## Start DATASET ROWS
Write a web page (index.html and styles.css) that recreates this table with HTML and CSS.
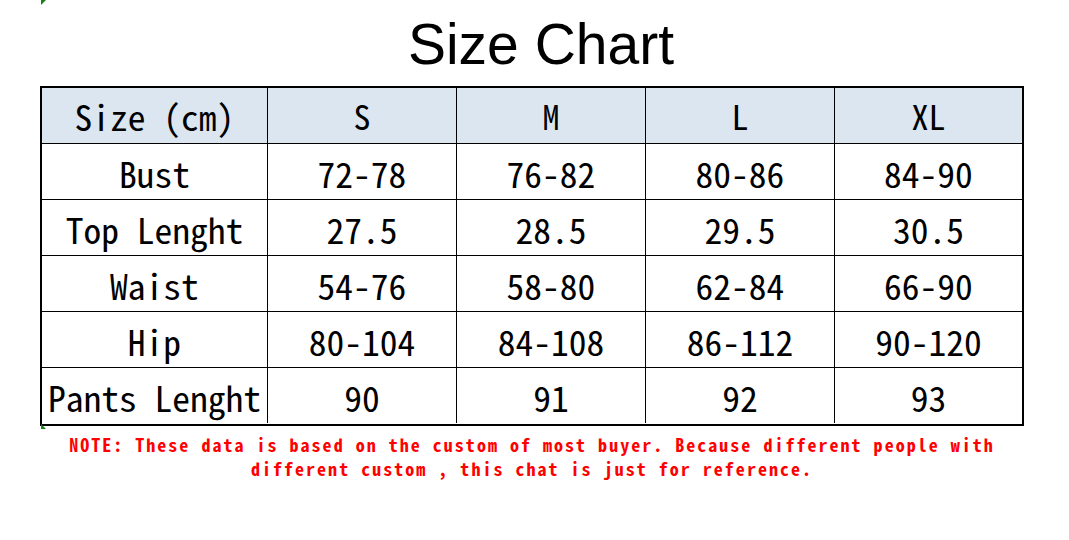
## End DATASET ROWS
## Start DATASET ROWS
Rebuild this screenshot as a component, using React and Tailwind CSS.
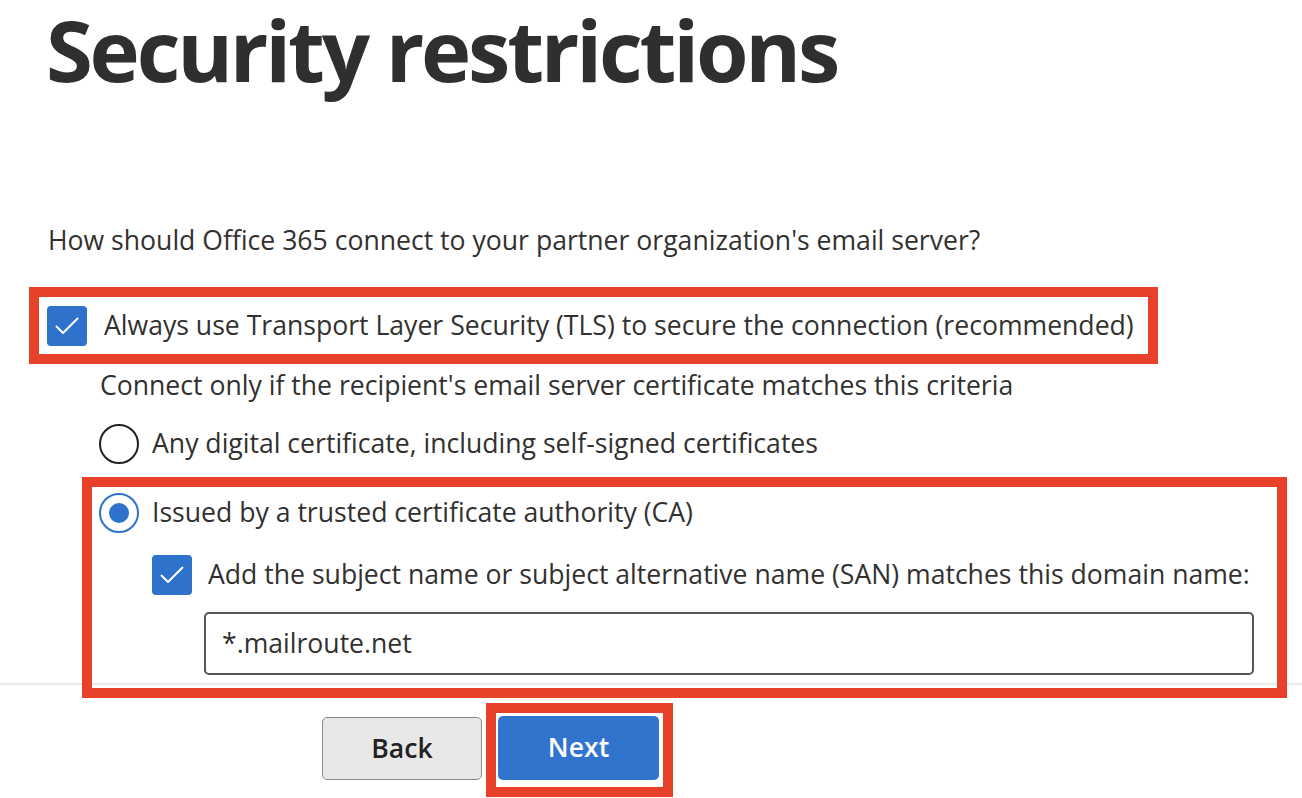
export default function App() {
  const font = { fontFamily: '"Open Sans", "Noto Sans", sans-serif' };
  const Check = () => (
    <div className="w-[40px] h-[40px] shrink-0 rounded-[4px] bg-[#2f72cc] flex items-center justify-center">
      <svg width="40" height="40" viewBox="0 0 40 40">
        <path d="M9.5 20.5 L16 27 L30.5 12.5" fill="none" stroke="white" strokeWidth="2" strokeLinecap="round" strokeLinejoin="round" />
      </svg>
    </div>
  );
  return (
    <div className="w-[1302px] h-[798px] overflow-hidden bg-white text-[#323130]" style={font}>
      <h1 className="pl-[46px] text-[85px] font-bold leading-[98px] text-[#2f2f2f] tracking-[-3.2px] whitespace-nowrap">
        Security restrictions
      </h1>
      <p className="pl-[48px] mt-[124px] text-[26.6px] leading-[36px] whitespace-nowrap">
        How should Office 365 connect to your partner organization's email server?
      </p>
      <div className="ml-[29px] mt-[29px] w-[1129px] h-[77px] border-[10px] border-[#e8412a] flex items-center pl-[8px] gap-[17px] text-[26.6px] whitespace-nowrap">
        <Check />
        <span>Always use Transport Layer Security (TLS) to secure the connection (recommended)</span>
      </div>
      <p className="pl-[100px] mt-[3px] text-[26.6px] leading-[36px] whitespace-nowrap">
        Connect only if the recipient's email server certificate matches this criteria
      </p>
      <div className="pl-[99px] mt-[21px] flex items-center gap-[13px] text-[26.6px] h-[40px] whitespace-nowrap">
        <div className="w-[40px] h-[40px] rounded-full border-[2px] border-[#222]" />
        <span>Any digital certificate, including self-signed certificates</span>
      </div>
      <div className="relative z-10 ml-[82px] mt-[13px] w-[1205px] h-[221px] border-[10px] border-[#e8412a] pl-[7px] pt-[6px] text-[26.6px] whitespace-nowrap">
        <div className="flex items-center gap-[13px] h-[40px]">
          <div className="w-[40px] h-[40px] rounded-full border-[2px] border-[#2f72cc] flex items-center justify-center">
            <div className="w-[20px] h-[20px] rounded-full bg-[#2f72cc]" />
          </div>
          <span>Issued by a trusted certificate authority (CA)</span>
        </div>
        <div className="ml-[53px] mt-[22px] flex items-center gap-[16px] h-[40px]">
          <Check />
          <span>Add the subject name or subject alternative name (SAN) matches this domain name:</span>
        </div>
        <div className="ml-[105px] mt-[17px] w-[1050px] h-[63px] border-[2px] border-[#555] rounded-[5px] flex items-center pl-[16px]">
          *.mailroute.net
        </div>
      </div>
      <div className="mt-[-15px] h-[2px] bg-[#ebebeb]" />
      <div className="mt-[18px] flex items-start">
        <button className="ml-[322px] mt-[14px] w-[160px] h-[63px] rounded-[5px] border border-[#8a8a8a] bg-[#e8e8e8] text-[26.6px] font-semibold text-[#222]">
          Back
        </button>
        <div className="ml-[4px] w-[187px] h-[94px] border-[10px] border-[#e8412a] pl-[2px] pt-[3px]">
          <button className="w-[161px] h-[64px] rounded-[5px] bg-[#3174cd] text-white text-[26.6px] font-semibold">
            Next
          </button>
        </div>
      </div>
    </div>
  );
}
## End DATASET ROWS
**INSTRUCTIONS TO FOLLOW:** Check each line above for the word "this" and copy the ones that have it.

**TASK OUTPUT:**
Write a web page (index.html and styles.css) that recreates this table with HTML and CSS.
Rebuild this screenshot as a component, using React and Tailwind CSS.
        Connect only if the recipient's email server certificate matches this criteria
          <span>Add the subject name or subject alternative name (SAN) matches this domain name:</span>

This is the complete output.